# Springtails Swarming on Water's Surface



## Azriel (Jun 15, 2011)

I was just wondering if my springtails are swarming on the water's surface on purpose, and if so, why do they do it? I see them doing this every few days or so. Just curious.


----------



## EvilLost (Jan 10, 2011)

springtails float, afaik

they don't have a choice about it


----------



## Azriel (Jun 15, 2011)

EvilLost said:


> springtails float, afaik
> 
> they don't have a choice about it


Well I know they are too small to break the surface tension of the water, but it seems as if they're purposefully going on the water in swarms. So I was just wondering about why they might be doing that.


----------



## xm41907 (Nov 26, 2007)

Springtails typically aggregate. On the water surface, they may be releasing an aggregation pheromone for many reasons, protection in numbers, sexual attraction, etc. Many insects will aggregate on water surfaces. Ants, in particular, will do this and form a living mass of ants. This helps protect the colony and especially the queen(s) and brood. In college, I used to collect fire ants for research. We would find a nest, dig it up into 5 gallon buckets, then put a slow drip into the bucket. Over the course of a few days, the water level would rise above the dirt, and the ants would be aggregated on the water surface where we could easily scoup up the entire colony and leave the dirt behind.


----------



## Ed (Sep 19, 2004)

There are reports of springtails aggregating onto the surface water in aquariums going back more than 50 years. In addition to the comments on why by XM41907, they can also be feeding on the organics and bacteria that comprise the surface film of the water. 

Ed


----------



## frogparty (Dec 27, 2007)

Azriel said:


> Well I know they are too small to break the surface tension of the water, but it seems as if they're purposefully going on the water in swarms. So I was just wondering about why they might be doing that.

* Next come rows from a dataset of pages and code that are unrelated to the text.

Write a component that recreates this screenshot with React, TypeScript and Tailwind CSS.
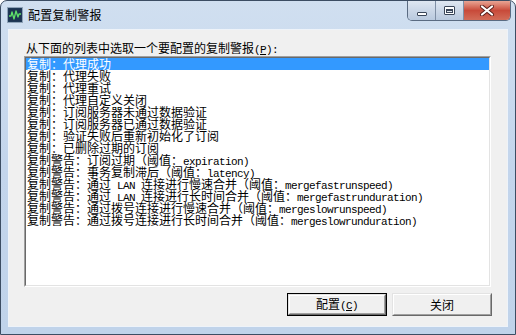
import React from "react";

const items: string[] = [
  "复制：代理成功",
  "复制：代理失败",
  "复制：代理重试",
  "复制：代理自定义关闭",
  "复制：订阅服务器未通过数据验证",
  "复制：订阅服务器已通过数据验证",
  "复制：验证失败后重新初始化了订阅",
  "复制：已删除过期的订阅",
  "复制警告：订阅过期（阈值：expiration)",
  "复制警告：事务复制滞后（阈值：latency)",
  "复制警告：通过 LAN 连接进行慢速合并（阈值：mergefastrunspeed)",
  "复制警告：通过 LAN 连接进行长时间合并（阈值：mergefastrunduration)",
  "复制警告：通过拨号连接进行慢速合并（阈值：mergeslowrunspeed)",
  "复制警告：通过拨号连接进行长时间合并（阈值：mergeslowrunduration)",
];

const mono = "font-['Liberation_Mono',monospace] text-[11px] tracking-[-0.6px] whitespace-pre";

function Mixed({ text }: { text: string }) {
  const parts = text.split(/([\x20-\x7e]+)/);
  return (
    <>
      {parts.map((p, i) =>
        /^[\x20-\x7e]+$/.test(p) ? (
          <span key={i} className={mono}>
            {p}
          </span>
        ) : (
          <span key={i}>{p}</span>
        )
      )}
    </>
  );
}

function AppIcon() {
  return (
    <svg width="16" height="16" viewBox="0 0 16 16">
      <rect x="0.5" y="0.5" width="15" height="15" fill="#23405e" stroke="#8fa3b8" />
      <rect x="1.5" y="1.5" width="13" height="13" fill="#1c3350" />
      <polyline
        points="2,9 4,9 5,5 7,12 9,4 11,10 12,7 14,7"
        fill="none"
        stroke="#5fe06a"
        strokeWidth="1.3"
        strokeLinejoin="round"
      />
    </svg>
  );
}

export default function App() {
  return (
    <div className="w-[516px] h-[335px] bg-white font-['Noto_Sans_CJK_SC',sans-serif] text-[12px] leading-[12px] text-black">
      <div className="w-full h-full flex flex-col border border-[#3c4d63] rounded-t-[7px] bg-gradient-to-b from-[#d0dff0] via-[#c3d5ec] to-[#c0d3ea] overflow-hidden">
        {/* title bar */}
        <div className="h-[28px] flex shrink-0">
          <div className="flex items-center pl-[6px] h-[28px] gap-[5px]">
            <AppIcon />
            <span className="text-[12px] leading-[14px] tracking-[0.3px] text-black">配置复制警报</span>
          </div>
          <div className="ml-auto mr-[4px] flex h-[20px] rounded-b-[5px] border border-t-0 border-[#5a6b82] overflow-hidden">
            <div className="w-[28px] h-full bg-gradient-to-b from-[#dfe7f1] via-[#cbd7e7] to-[#b9c9de] border-r border-[#7f8fa5] flex items-end justify-center pb-[4px]">
              <div className="w-[10px] h-[4px] bg-white border border-[#3a4658] rounded-[1px]" />
            </div>
            <div className="w-[28px] h-full bg-gradient-to-b from-[#dfe7f1] via-[#cbd7e7] to-[#b9c9de] border-r border-[#7f8fa5] flex items-center justify-center">
              <div className="w-[11px] h-[9px] border border-[#3a4658] bg-white rounded-[1px] flex items-center justify-center">
                <div className="w-[7px] h-[4px] border border-[#3a4658] border-t-2 bg-[#dfe6ef]" />
              </div>
            </div>
            <div className="w-[46px] h-full bg-gradient-to-b from-[#e8a494] via-[#c84a3a] to-[#d26c58] flex items-center justify-center">
              <svg width="16" height="11" viewBox="0 0 16 11">
                <path d="M3 1.5 L13 9.5 M13 1.5 L3 9.5" stroke="#5a1f1a" strokeWidth="4" strokeLinecap="round" />
                <path d="M3 1.5 L13 9.5 M13 1.5 L3 9.5" stroke="#ffffff" strokeWidth="2.2" strokeLinecap="round" />
              </svg>
            </div>
          </div>
        </div>

        {/* client area */}
        <div className="flex-1 px-[7px] pb-[7px]">
          <div className="h-full bg-[#f0f0f0] border border-[#eef3f9] flex flex-col">
            <div className="ml-[17px] mt-[11px] leading-[14px] h-[14px] whitespace-nowrap">
              从下面的列表中选取一个要配置的复制警报
              <span className={mono}>
                (<span className="underline">P</span>):
              </span>
            </div>
            <div className="ml-[15px] mt-[1px] w-[467px] h-[231px] border border-t-[#a0a0a0] border-l-[#a0a0a0] border-r-white border-b-white">
              <div className="w-full h-full border border-t-[#696969] border-l-[#696969] border-r-[#e3e3e3] border-b-[#e3e3e3] bg-white flex flex-col">
                {items.map((t, i) => (
                  <div
                    key={i}
                    className={
                      "h-[12px] leading-[12px] pl-[1px] whitespace-nowrap " +
                      (i === 0 ? "bg-[#3399ff] text-white" : "text-black")
                    }
                  >
                    <Mixed text={t} />
                  </div>
                ))}
              </div>
            </div>
            <div className="mt-[6px] mr-[15px] flex justify-end gap-[5px]">
              <div className="w-[100px] h-[23px] border border-black">
                <div className="w-full h-full border border-t-[#e3e3e3] border-l-[#e3e3e3] border-r-[#696969] border-b-[#696969]">
                  <div className="w-full h-full border border-t-white border-l-white border-r-[#a0a0a0] border-b-[#a0a0a0] bg-[#f0f0f0] flex items-center justify-center">
                    <span className="leading-[12px]">
                      配置<span className={mono}>(<span className="underline">C</span>)</span>
                    </span>
                  </div>
                </div>
              </div>
              <div className="w-[100px] h-[23px] border border-t-[#e3e3e3] border-l-[#e3e3e3] border-r-[#696969] border-b-[#696969]">
                <div className="w-full h-full border border-t-white border-l-white border-r-[#a0a0a0] border-b-[#a0a0a0] bg-[#f0f0f0] flex items-center justify-center">
                  <span className="leading-[12px]">关闭</span>
                </div>
              </div>
            </div>
          </div>
        </div>
      </div>
    </div>
  );
}
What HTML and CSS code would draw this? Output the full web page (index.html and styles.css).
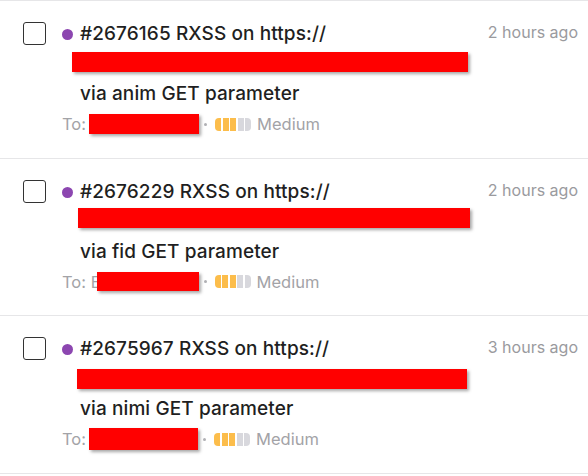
FILE: index.html
```html
<!DOCTYPE html>
<html>
<head>
<meta charset="utf-8">
<link rel="stylesheet" href="styles.css">
</head>
<body>
<div class="list">
  <div class="row">
    <div class="check"><span class="box"></span></div>
    <div class="main">
      <div class="head">
        <span class="dot"></span>
        <div class="title">
          <div class="line">#2676165 RXSS on https://</div>
          <div class="line redline"><span class="redact r1"></span></div>
          <div class="line">via anim GET parameter</div>
        </div>
        <div class="time">2 hours ago</div>
      </div>
      <div class="meta">
        <span class="to">To:</span><span class="redact m1"></span><span class="sep"></span>
        <span class="sev"><i class="on"></i><i class="on"></i><i class="on"></i><i></i><i></i></span>
        <span class="level">Medium</span>
      </div>
    </div>
  </div>
  <div class="row">
    <div class="check"><span class="box"></span></div>
    <div class="main">
      <div class="head">
        <span class="dot"></span>
        <div class="title">
          <div class="line">#2676229 RXSS on https://</div>
          <div class="line redline"><span class="redact r2"></span></div>
          <div class="line">via fid GET parameter</div>
        </div>
        <div class="time">2 hours ago</div>
      </div>
      <div class="meta">
        <span class="to">To: E</span><span class="redact m2"></span><span class="sep"></span>
        <span class="sev"><i class="on"></i><i class="on"></i><i class="on"></i><i></i><i></i></span>
        <span class="level">Medium</span>
      </div>
    </div>
  </div>
  <div class="row">
    <div class="check"><span class="box"></span></div>
    <div class="main">
      <div class="head">
        <span class="dot"></span>
        <div class="title">
          <div class="line">#2675967 RXSS on https://</div>
          <div class="line redline"><span class="redact r3"></span></div>
          <div class="line">via nimi GET parameter</div>
        </div>
        <div class="time">3 hours ago</div>
      </div>
      <div class="meta">
        <span class="to">To:</span><span class="redact m3"></span><span class="sep"></span>
        <span class="sev"><i class="on"></i><i class="on"></i><i class="on"></i><i></i><i></i></span>
        <span class="level">Medium</span>
      </div>
    </div>
  </div>
</div>
</body>
</html>
```
FILE: styles.css
```css
* { box-sizing: border-box; }
html, body { margin: 0; padding: 0; background: #fff; }
body {
  font-family: Inter, "Open Sans", sans-serif;
  color: #1f1f22;
  width: 588px;
  height: 476px;
  overflow: hidden;
}
.list { border-top: 1px solid #e6e6e8; }
.row {
  display: flex;
  height: 157.5px;
  border-bottom: 1px solid #e6e6e8;
  padding: 21px 10px 0 23px;
}
.check { width: 39px; flex: none; }
.box {
  display: block;
  width: 23px;
  height: 23px;
  border: 1.5px solid #333;
  border-radius: 3px;
}
.main { flex: 1; display: flex; flex-direction: column; }
.head { display: flex; align-items: flex-start; }
.dot {
  flex: none;
  width: 11px;
  height: 11px;
  border-radius: 50%;
  background: #8c46b0;
  margin: 7px 7px 0 0;
}
.title {
  flex: 1;
  font-size: 19px;
  font-weight: 500;
  letter-spacing: 0.1px;
  line-height: 30px;
  margin-top: -3px;
}
.line { height: 30px; white-space: nowrap; }
.redline { position: relative; }
.redact {
  background: #ff0000;
  box-shadow: 2px 2px 3px rgba(0,0,0,0.35);
  display: inline-block;
}
.redline .redact { position: absolute; top: 3px; height: 20px; }
.r1 { left: -8px; width: 396px; }
.r2 { left: -2px; width: 392px; top: 1px !important; }
.r3 { left: -3px; width: 390px; top: 5px !important; }
.time {
  flex: none;
  color: #9a9a9e;
  font-size: 16px;
  line-height: 20px;
}
.meta {
  display: flex;
  align-items: center;
  margin-top: 4px;
  height: 22px;
  font-size: 16.5px;
  color: #a3a3a7;
}
.to { margin-right: 3px; }
.m1 { width: 110px; height: 20px; }
.m2 { width: 102px; height: 19px; margin-left: -7px; }
.m3 { width: 109px; height: 22px; }
.sep {
  width: 3px; height: 3px; border-radius: 50%;
  background: #b0b0b4;
  margin: 0 8px 0 5px;
}
.sev { display: flex; gap: 1.5px; margin-right: 6px; }
.sev i {
  display: block;
  width: 6px;
  height: 13px;
  background: #d8d8dd;
}
.sev i.on { background: #fcbd4b; }
.sev i:first-child { border-radius: 4px 0 0 4px; }
.sev i:last-child { border-radius: 0 4px 4px 0; }
```
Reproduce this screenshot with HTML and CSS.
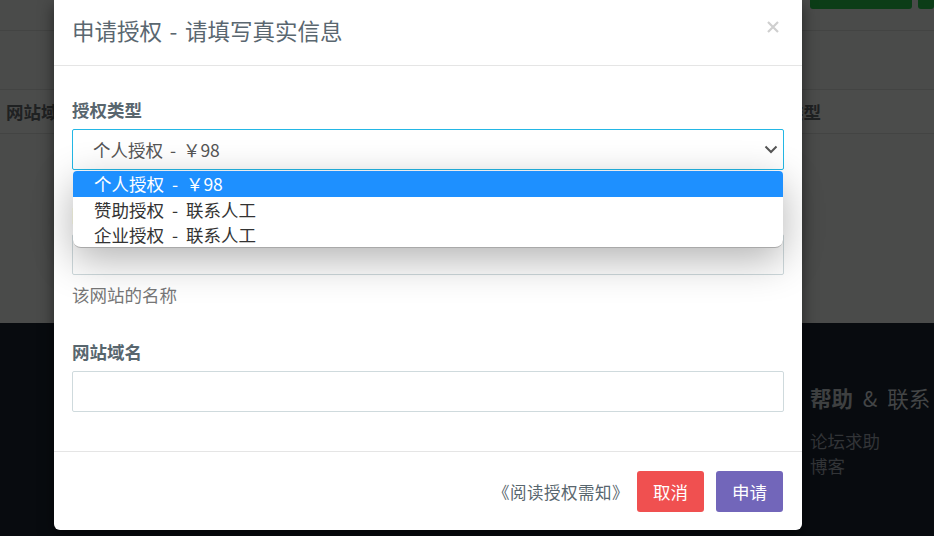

Makes sense...they do eat biofilm.


----------



## Azriel (Jun 15, 2011)

Thanks for the info guys!


----------



## fieldnstream (Sep 11, 2009)

I always thought they were just surfing...


----------



## Ed (Sep 19, 2004)

fieldnstream said:


> I always thought they were just surfing...


That's only when you sneeze on the surface of the water. 

Ed


----------



## gio (Nov 9, 2010)

i get this on my viv to they usally eat the decaying FF's its no prob or other small particles on top of the water


----------



## hydrophyte (Jun 5, 2009)

I have seen them do this out in nature too. 

They also aggregate on snow...

Google: springtails + snow


----------